_Exercise task_.
Please output every line of the material as it stands, without the pictures.

_Data section_.
-.-.-

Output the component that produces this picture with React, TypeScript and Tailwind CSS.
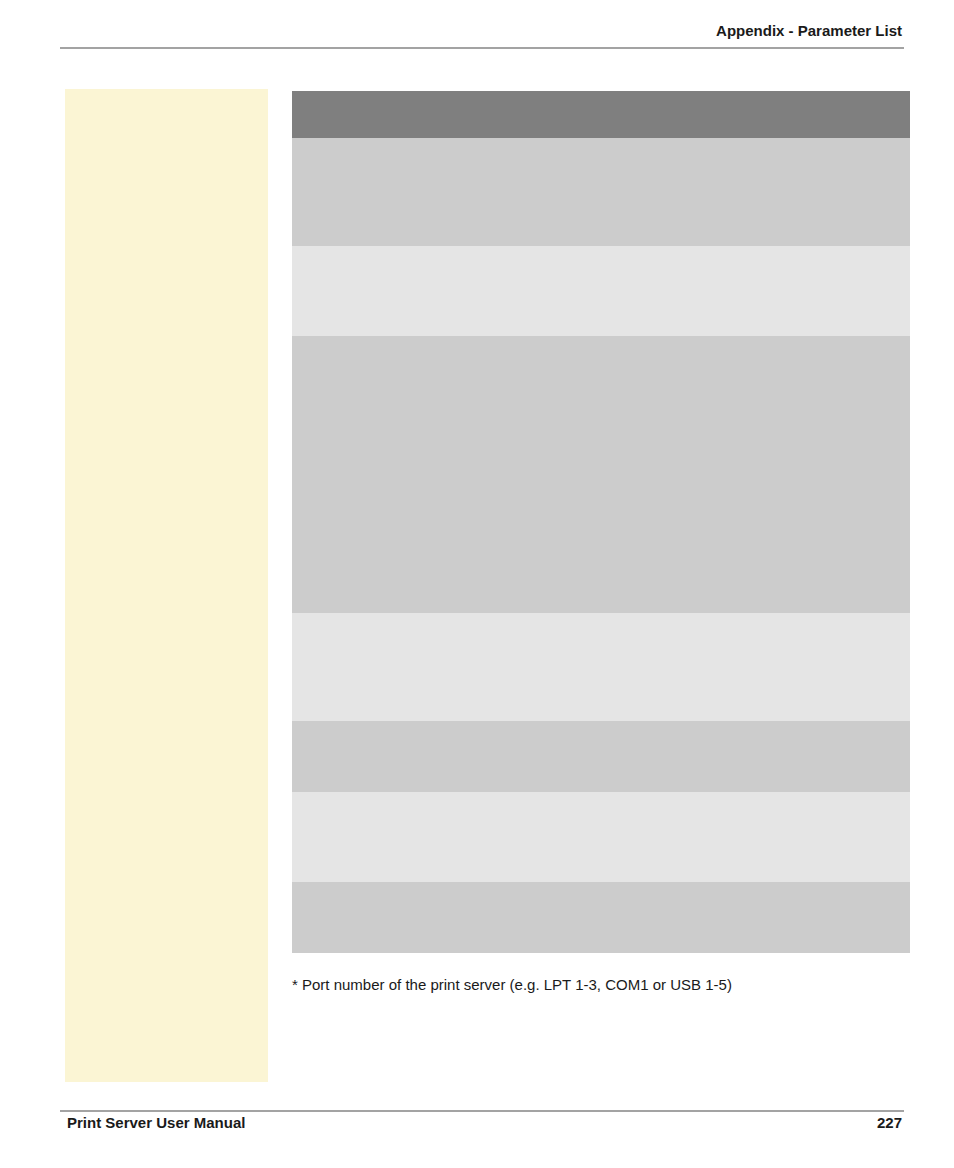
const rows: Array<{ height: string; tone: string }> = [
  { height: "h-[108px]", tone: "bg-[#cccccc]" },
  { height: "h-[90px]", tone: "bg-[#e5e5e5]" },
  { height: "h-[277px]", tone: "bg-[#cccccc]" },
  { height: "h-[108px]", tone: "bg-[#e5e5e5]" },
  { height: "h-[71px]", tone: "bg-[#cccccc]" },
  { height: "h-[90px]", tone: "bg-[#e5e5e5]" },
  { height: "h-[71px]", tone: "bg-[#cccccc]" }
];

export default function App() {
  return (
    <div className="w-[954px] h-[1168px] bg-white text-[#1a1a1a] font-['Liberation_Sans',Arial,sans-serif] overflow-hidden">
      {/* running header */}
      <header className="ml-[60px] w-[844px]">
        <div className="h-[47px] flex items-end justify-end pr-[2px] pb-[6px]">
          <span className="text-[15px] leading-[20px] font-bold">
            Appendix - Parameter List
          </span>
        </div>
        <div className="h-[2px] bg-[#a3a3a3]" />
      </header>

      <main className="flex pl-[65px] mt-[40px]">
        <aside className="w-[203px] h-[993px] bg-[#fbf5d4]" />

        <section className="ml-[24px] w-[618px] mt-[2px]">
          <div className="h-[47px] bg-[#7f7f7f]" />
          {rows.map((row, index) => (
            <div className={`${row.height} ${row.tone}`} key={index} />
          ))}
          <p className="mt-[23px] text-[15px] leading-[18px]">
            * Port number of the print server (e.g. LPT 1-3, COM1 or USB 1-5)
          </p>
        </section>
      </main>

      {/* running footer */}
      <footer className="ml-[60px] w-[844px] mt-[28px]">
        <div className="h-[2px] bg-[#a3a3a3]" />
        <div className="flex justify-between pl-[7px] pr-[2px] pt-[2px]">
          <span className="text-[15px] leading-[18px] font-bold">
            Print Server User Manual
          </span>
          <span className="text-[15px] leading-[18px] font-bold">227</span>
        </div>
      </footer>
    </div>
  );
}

-.-.-

_Correct answer_.
Output the component that produces this picture with React, TypeScript and Tailwind CSS.
const rows: Array<{ height: string; tone: string }> = [
  { height: "h-[108px]", tone: "bg-[#cccccc]" },
  { height: "h-[90px]", tone: "bg-[#e5e5e5]" },
  { height: "h-[277px]", tone: "bg-[#cccccc]" },
  { height: "h-[108px]", tone: "bg-[#e5e5e5]" },
  { height: "h-[71px]", tone: "bg-[#cccccc]" },
  { height: "h-[90px]", tone: "bg-[#e5e5e5]" },
  { height: "h-[71px]", tone: "bg-[#cccccc]" }
];

export default function App() {
  return (
    <div className="w-[954px] h-[1168px] bg-white text-[#1a1a1a] font-['Liberation_Sans',Arial,sans-serif] overflow-hidden">
      {/* running header */}
      <header className="ml-[60px] w-[844px]">
        <div className="h-[47px] flex items-end justify-end pr-[2px] pb-[6px]">
          <span className="text-[15px] leading-[20px] font-bold">
            Appendix - Parameter List
          </span>
        </div>
        <div className="h-[2px] bg-[#a3a3a3]" />
      </header>

      <main className="flex pl-[65px] mt-[40px]">
        <aside className="w-[203px] h-[993px] bg-[#fbf5d4]" />

        <section className="ml-[24px] w-[618px] mt-[2px]">
          <div className="h-[47px] bg-[#7f7f7f]" />
          {rows.map((row, index) => (
            <div className={`${row.height} ${row.tone}`} key={index} />
          ))}
          <p className="mt-[23px] text-[15px] leading-[18px]">
            * Port number of the print server (e.g. LPT 1-3, COM1 or USB 1-5)
          </p>
        </section>
      </main>

      {/* running footer */}
      <footer className="ml-[60px] w-[844px] mt-[28px]">
        <div className="h-[2px] bg-[#a3a3a3]" />
        <div className="flex justify-between pl-[7px] pr-[2px] pt-[2px]">
          <span className="text-[15px] leading-[18px] font-bold">
            Print Server User Manual
          </span>
          <span className="text-[15px] leading-[18px] font-bold">227</span>
        </div>
      </footer>
    </div>
  );
}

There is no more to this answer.